KING Charles is set to visit Ireland this summer on what is expected to be the monarch’s first official state visit after his coronation.
Officials and security services on both sides of the border are reported to be readying themselves for the royal visit, which is scheduled a matter of weeks after King Charles III’s coronation ceremony at Westminster Abbey on May 6.
The planned visit comes as preparations are already underway for a likely visit of US President Joe Biden to mark the 25th anniversary of the signing of the Good Friday Agreement.
A decision on the president’s visit is expected to made in the coming days.
According to reports in the Irish Mail on Sunday, senior Dublin government sources said the coalition hoped for a year of reconciliation similar to 2011, when the late Queen Elizabeth and former US President Barack Obama both made trips to Ireland.

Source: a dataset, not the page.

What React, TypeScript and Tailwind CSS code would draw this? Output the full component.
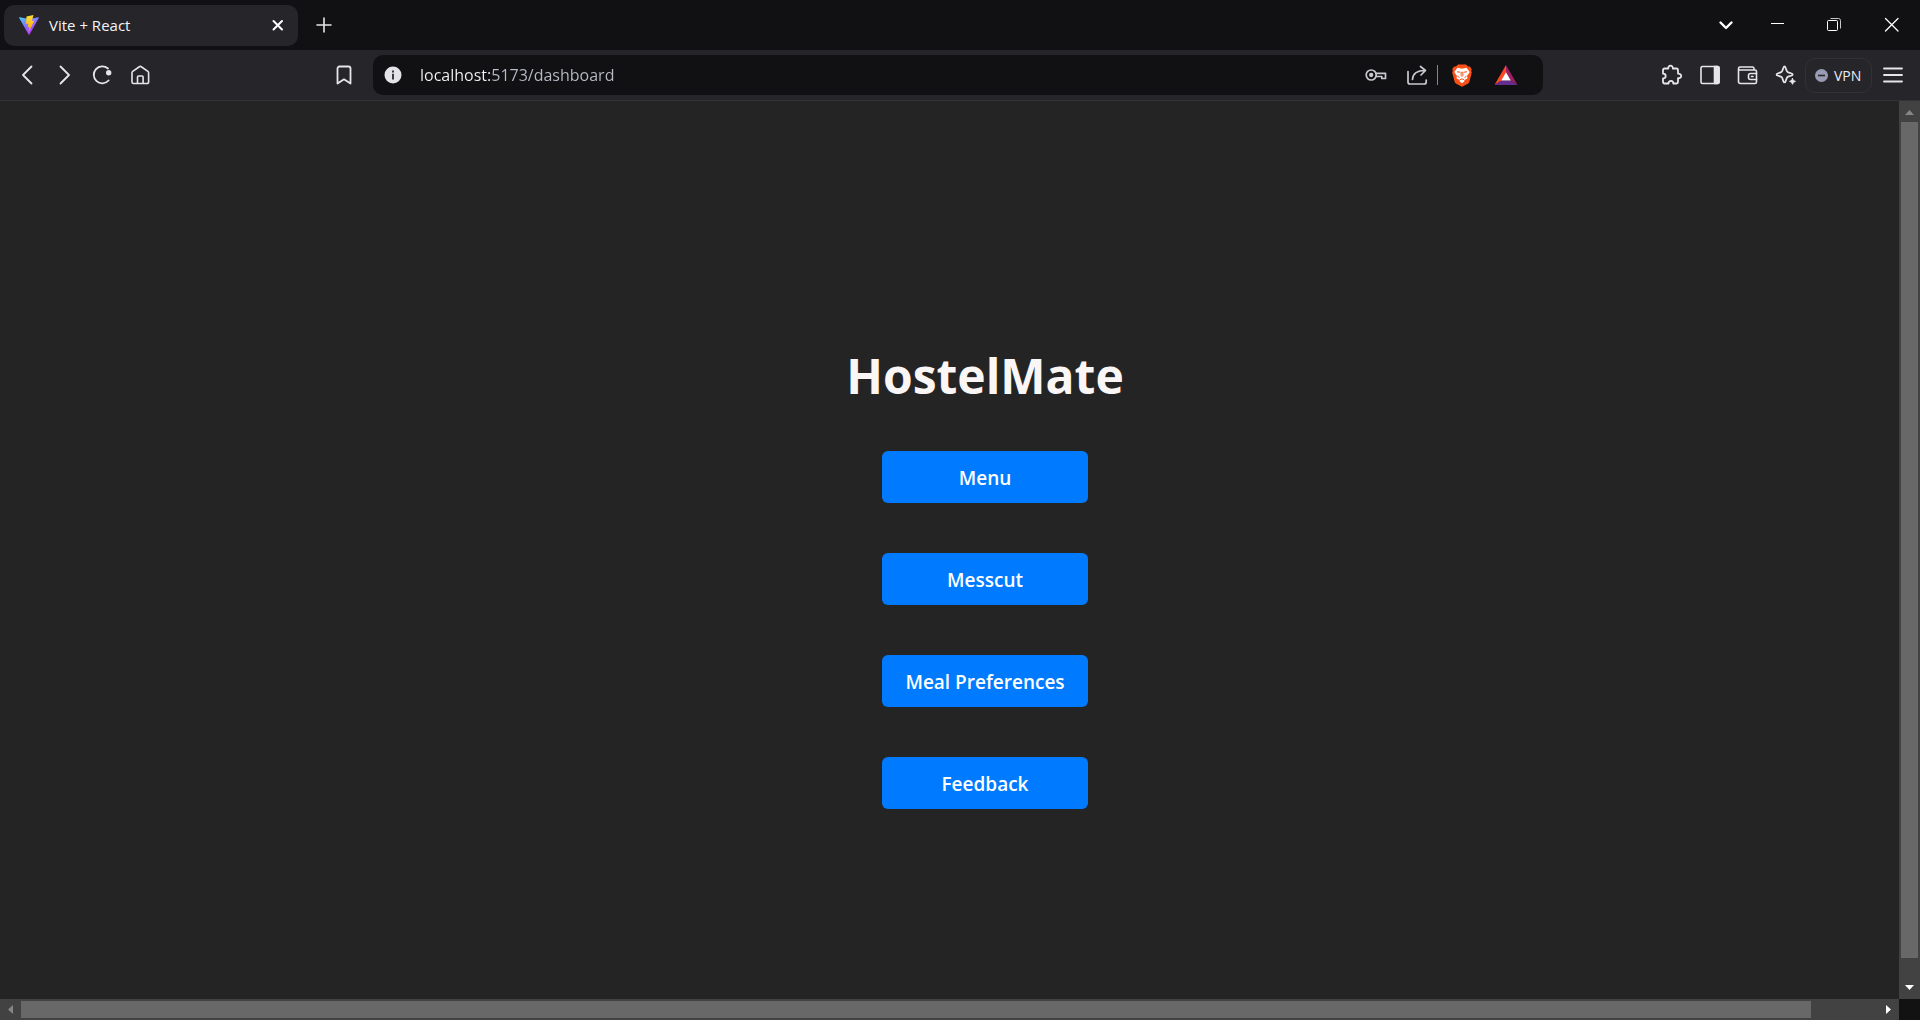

A senior security source who was involved in the arrangements for the visits of Queen Elizabeth and several former US presidents, told the paper that the “usual protocols for preparing security” have begun.
“We have been informed quietly by government officials that we should start making the personnel and logistical preparations for a state visit by the British monarch this summer,” the source said.
“It is actually helpful for us that the US president is already visiting in spring as it will create something of a template for us. Already there has been some speculation within the force about Co Louth being on the schedule of both Biden and Charles.
“Louth is foremost in President Biden’s plans as he has forebears from there and that border county is also one of those 11 [counties] that King Charles has not yet visited. Having been on the frontline, so to speak, of the Troubles, the county has deep significance.”
The paper cited political sources in Dublin, London and Belfast saying they were hopeful a visit by the newly crowned British monarch to the north would reassure unionists that the region’s ties to the UK remain strong.
According to one minister, such a visit would be seen by the Dublin and London governments as being “part of the continuing choreography to get the Northern Ireland Assembly up and running again”.